Prepping for Cobb and Co

Col Anderson building endurance for trail riding with horses Bailey, the ‘left wheel’, and Mr BoJangles (right wheel). Picture: JACOB HAYDEN

Grantham wagon rider Col Anderson is training her two horses, Bailey and Mr BoJangles, for something very special.

Col is participating in the Cobb and Co 100th anniversary 80km ride from Surat to Yuleba in late August, 2024.

The festival celebrates the anniversary of the last Cobb and Co mail coach service in Australia, and participating in this bucket list event requires a lot of preparation.

“They start at Surat and do 40km and have a big party in a paddock, then they go another 37km into Yuleba and there’s a parade in town,” she said.

“It’s a long trek and the horses need to be really fit, and since mine are only paddock lizards all they do is munch around and eat grass.”

Col explained the old mail trail was broken up into 10km treks.

“Originally they’d have a Cobb and Co change station, only a little building, and there they would have the horses which would stay until the next coach came,” she said.

“You’d pick up, drop off, so there’s always a fresh team of horses.

“That’s why the towns here are 10km apart, because we are the original Cobb and Co mail route.”

The 100th anniversary festival will re-enact this practice, with horses pulling a coach currently sitting in the museum in Surat.

“They pull it out every five years to do this run, and they change the horses every 10km like the original trail,” Col said.

“But me and my horses are planning on doing the whole 80km.”

Col, Bailey and Mr BoJangles are building their endurance with hikes every Tuesday and Thursday around the Lockyer Valley.

“My goal is to get 20km from home and then turn around and come back so we can get the 40km done in one day,” Col said.

“They’ve got to work slowly to build up those kilometres.

“Once they’re up to the 20km pace I’ll pull out my postie wagon and start getting them to pull that so they’re used to the weight as well.”

Col recently purchased the original Jimboomba Royal Mail Wagonette at the Meadowbank Museum, which was in service between 1890 and 1915 and decommissioned when the railway line came through.

She has since replaced its brakes and wheels, and sanded and painted the wagon with the original sign re-stencilled on.

Col said the Grantham and surrounding community has been very supportive of her.

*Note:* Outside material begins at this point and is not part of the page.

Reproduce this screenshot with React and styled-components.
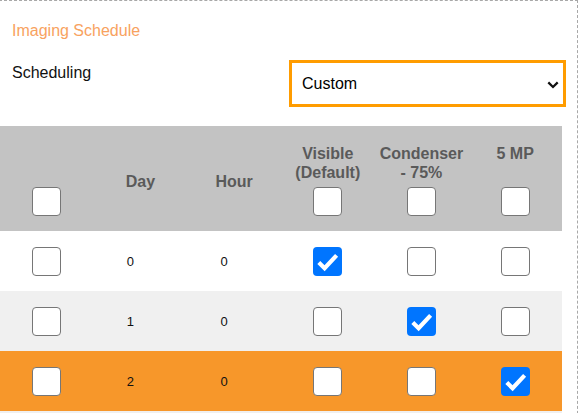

“It’s taken a few years to get there,” she said.

“I remember one year, some idiot yelled out the window ‘pay your rego’ right in the horses ear as we’re going down a hill.”

Col and fellow horse trainer Ron Roman advised people to familiarise themselves with road rules concerning horses, whether ridden or with carriages.

“What people don’t know is the law is that the horse has right of way,” Mr Roman said.

“If you put your hand up in the air like a stop sign, they’re supposed to stop.”

“If you agitate your arm, they’re supposed to turn their motor off as well,” Col said.

Col recommended slowing down to 10km/h when passing horses.

“The government’s educating people to slow down to 40 because they think 40’s safe, but if you’ve got a 40km/h car going past your horse that’s not very slow at all,” she said.

“I always give people a thumbs up when they’re doing the right thing because I really appreciate it.”

Col, Bailey and Mr BoJangles are slowly extending their journeys further from Col’s residence, beginning on Philps Road, Grantham.

Eventually, they will also travel Lawlers Road to Helidon, then Airforce Road and Lockyer Siding Road, before pushing on to Murphys Creek Road to reach the 20km mark.

If you see Col, Bailey and Bo on the road, make sure to slow down and say hi.